Task to complete> Pictures within the data are to be left out; everything else must be reproduced exactly.

-- BEGIN Information provided --

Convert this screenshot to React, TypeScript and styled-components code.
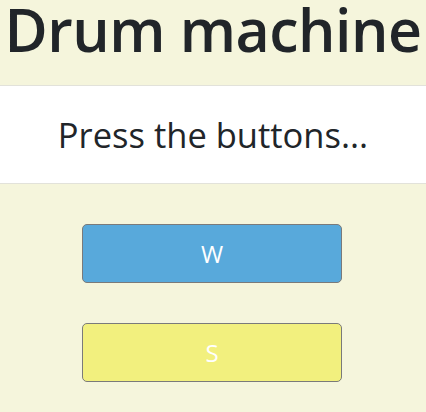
import React from "react";
import styled, { createGlobalStyle } from "styled-components";

const Global = createGlobalStyle`
  html, body { margin: 0; padding: 0; background: #f5f5dc; }
  body { font-family: "Open Sans", "Noto Sans", sans-serif; color: #212529; }
`;

const Page = styled.div`
  display: flex;
  flex-direction: column;
  align-items: stretch;
  min-height: 412px;
  background: #f5f5dc;
`;

const Title = styled.h1`
  margin: 0;
  height: 85px;
  text-align: center;
  font-size: 59px;
  font-weight: 600;
  line-height: 59px;
  letter-spacing: -0.5px;
  white-space: nowrap;
`;

const Banner = styled.div`
  background: #ffffff;
  border-top: 1px solid #e2e2da;
  border-bottom: 1px solid #e2e2da;
  height: 97px;
  display: flex;
  align-items: center;
  justify-content: center;
  font-size: 34.5px;
  font-weight: 400;
`;

const Pads = styled.div`
  display: flex;
  flex-direction: column;
  align-items: center;
  gap: 40px;
  padding-top: 40px;
  padding-right: 2px;
`;

const Pad = styled.button<{ $color: string }>`
  width: 260px;
  height: 59px;
  background: ${(p) => p.$color};
  border: 1px solid #7a7a7a;
  border-radius: 5px;
  color: #ffffff;
  font-family: "Open Sans", "Noto Sans", sans-serif;
  font-size: 24px;
  display: flex;
  align-items: center;
  justify-content: center;
  padding: 0;
`;

export default function App() {
  return (
    <Page>
      <Global />
      <Title>Drum machine</Title>
      <Banner>Press the buttons...</Banner>
      <Pads>
        <Pad $color="#58a9db">W</Pad>
        <Pad $color="#f2f07e">S</Pad>
      </Pads>
    </Page>
  );
}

-- END Information provided --

Expected answer>
Convert this screenshot to React, TypeScript and styled-components code.
import React from "react";
import styled, { createGlobalStyle } from "styled-components";

const Global = createGlobalStyle`
  html, body { margin: 0; padding: 0; background: #f5f5dc; }
  body { font-family: "Open Sans", "Noto Sans", sans-serif; color: #212529; }
`;

const Page = styled.div`
  display: flex;
  flex-direction: column;
  align-items: stretch;
  min-height: 412px;
  background: #f5f5dc;
`;

const Title = styled.h1`
  margin: 0;
  height: 85px;
  text-align: center;
  font-size: 59px;
  font-weight: 600;
  line-height: 59px;
  letter-spacing: -0.5px;
  white-space: nowrap;
`;

const Banner = styled.div`
  background: #ffffff;
  border-top: 1px solid #e2e2da;
  border-bottom: 1px solid #e2e2da;
  height: 97px;
  display: flex;
  align-items: center;
  justify-content: center;
  font-size: 34.5px;
  font-weight: 400;
`;

const Pads = styled.div`
  display: flex;
  flex-direction: column;
  align-items: center;
  gap: 40px;
  padding-top: 40px;
  padding-right: 2px;
`;

const Pad = styled.button<{ $color: string }>`
  width: 260px;
  height: 59px;
  background: ${(p) => p.$color};
  border: 1px solid #7a7a7a;
  border-radius: 5px;
  color: #ffffff;
  font-family: "Open Sans", "Noto Sans", sans-serif;
  font-size: 24px;
  display: flex;
  align-items: center;
  justify-content: center;
  padding: 0;
`;

export default function App() {
  return (
    <Page>
      <Global />
      <Title>Drum machine</Title>
      <Banner>Press the buttons...</Banner>
      <Pads>
        <Pad $color="#58a9db">W</Pad>
        <Pad $color="#f2f07e">S</Pad>
      </Pads>
    </Page>
  );
}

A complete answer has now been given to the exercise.